• **Goal of the exercise**
Count how many lines in the material below hold the word "index"; the reply is that number alone.
* * *
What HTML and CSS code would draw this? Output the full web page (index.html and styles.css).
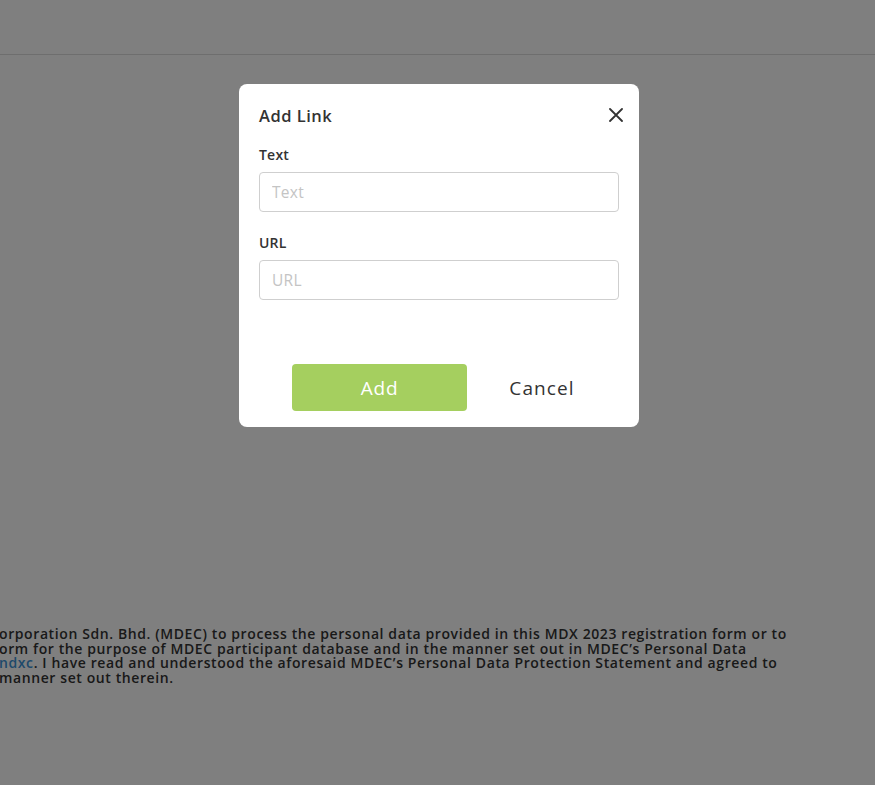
FILE: index.html
```html
<!DOCTYPE html>
<html lang="en">
<head>
<meta charset="utf-8">
<title>Add Link</title>
<link rel="stylesheet" href="styles.css">
</head>
<body>
<div class="page">
  <header class="topbar"></header>
  <main class="content">
    <div class="consent">
      <div class="line">orporation Sdn. Bhd. (MDEC) to process the personal data provided in this MDX 2023 registration form or to</div>
      <div class="line">orm for the purpose of MDEC participant database and in the manner set out in MDEC’s Personal Data</div>
      <div class="line"><a class="link" href="#">ndxc</a>. I have read and understood the aforesaid MDEC’s Personal Data Protection Statement and agreed to</div>
      <div class="line">manner set out therein.</div>
    </div>
  </main>
</div>
<div class="overlay">
  <div class="modal">
    <div class="modal-head">
      <h2 class="modal-title">Add Link</h2>
      <button class="close" aria-label="Close">
        <svg width="14" height="14" viewBox="0 0 14 14"><path d="M1 1L13 13M13 1L1 13" stroke="#333" stroke-width="1.8" stroke-linecap="round"/></svg>
      </button>
    </div>
    <label class="field">
      <span class="label">Text</span>
      <input class="input" type="text" placeholder="Text">
    </label>
    <label class="field field-url">
      <span class="label">URL</span>
      <input class="input" type="text" placeholder="URL">
    </label>
    <div class="actions">
      <button class="btn-add">Add</button>
      <button class="btn-cancel">Cancel</button>
    </div>
  </div>
</div>
</body>
</html>
```

FILE: styles.css
```css
* { box-sizing: border-box; }
html, body { margin: 0; padding: 0; }
body {
  width: 875px;
  height: 785px;
  overflow: hidden;
  background: #fff;
  font-family: "Open Sans", "DejaVu Sans", sans-serif;
  color: #333;
}
.page { height: 785px; }
.topbar {
  height: 55px;
  border-bottom: 1px solid #dcdcdc;
}
.content { padding-top: 572px; }
.consent {
  font-size: 14px;
  font-weight: 600;
  letter-spacing: 0.6px;
  line-height: 14.7px;
  color: #333;
  white-space: nowrap;
  margin-left: -1px;
}
.link { color: #3d93d6; text-decoration: none; }

.overlay {
  position: fixed;
  inset: 0;
  background: rgba(0, 0, 0, 0.5);
  display: flex;
  justify-content: center;
  align-items: flex-start;
  padding-top: 84px;
  padding-left: 3px;
}
.modal {
  width: 400px;
  height: 343px;
  background: #fff;
  border-radius: 8px;
  padding: 19px 16px 16px 20px;
  display: flex;
  flex-direction: column;
}
.modal-head {
  display: flex;
  align-items: center;
  justify-content: space-between;
  height: 24px;
}
.modal-title {
  margin: 0;
  font-size: 16.5px;
  font-weight: 600;
  letter-spacing: 0.5px;
  color: #333;
}
.close {
  border: 0;
  background: none;
  padding: 0;
  width: 14px;
  height: 14px;
  display: flex;
  cursor: pointer;
}
.field {
  display: flex;
  flex-direction: column;
  width: 360px;
  margin-top: 18px;
}
.field-url { margin-top: 21px; }
.label {
  font-size: 14px;
  font-weight: 600;
  letter-spacing: 0.2px;
  color: #333;
  line-height: 20px;
  margin-bottom: 7px;
}
.input {
  height: 40px;
  border: 1px solid #cfcfcf;
  border-radius: 4px;
  padding: 0 12px;
  font-family: inherit;
  font-size: 15.5px;
  letter-spacing: 0.3px;
  color: #333;
  outline: none;
}
.input::placeholder { color: #c4c4c4; }
.actions {
  margin-top: auto;
  display: flex;
  align-items: center;
  padding-left: 33px;
}
.btn-add {
  width: 175px;
  height: 47px;
  border: 0;
  border-radius: 4px;
  background: #a5cf5f;
  color: #fff;
  font-family: inherit;
  font-size: 19px;
  letter-spacing: 0.8px;
}
.btn-cancel {
  width: 150px;
  height: 47px;
  border: 0;
  background: none;
  color: #333;
  font-family: inherit;
  font-size: 19px;
  letter-spacing: 1.1px;
}
```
* * *
• **The reply**
2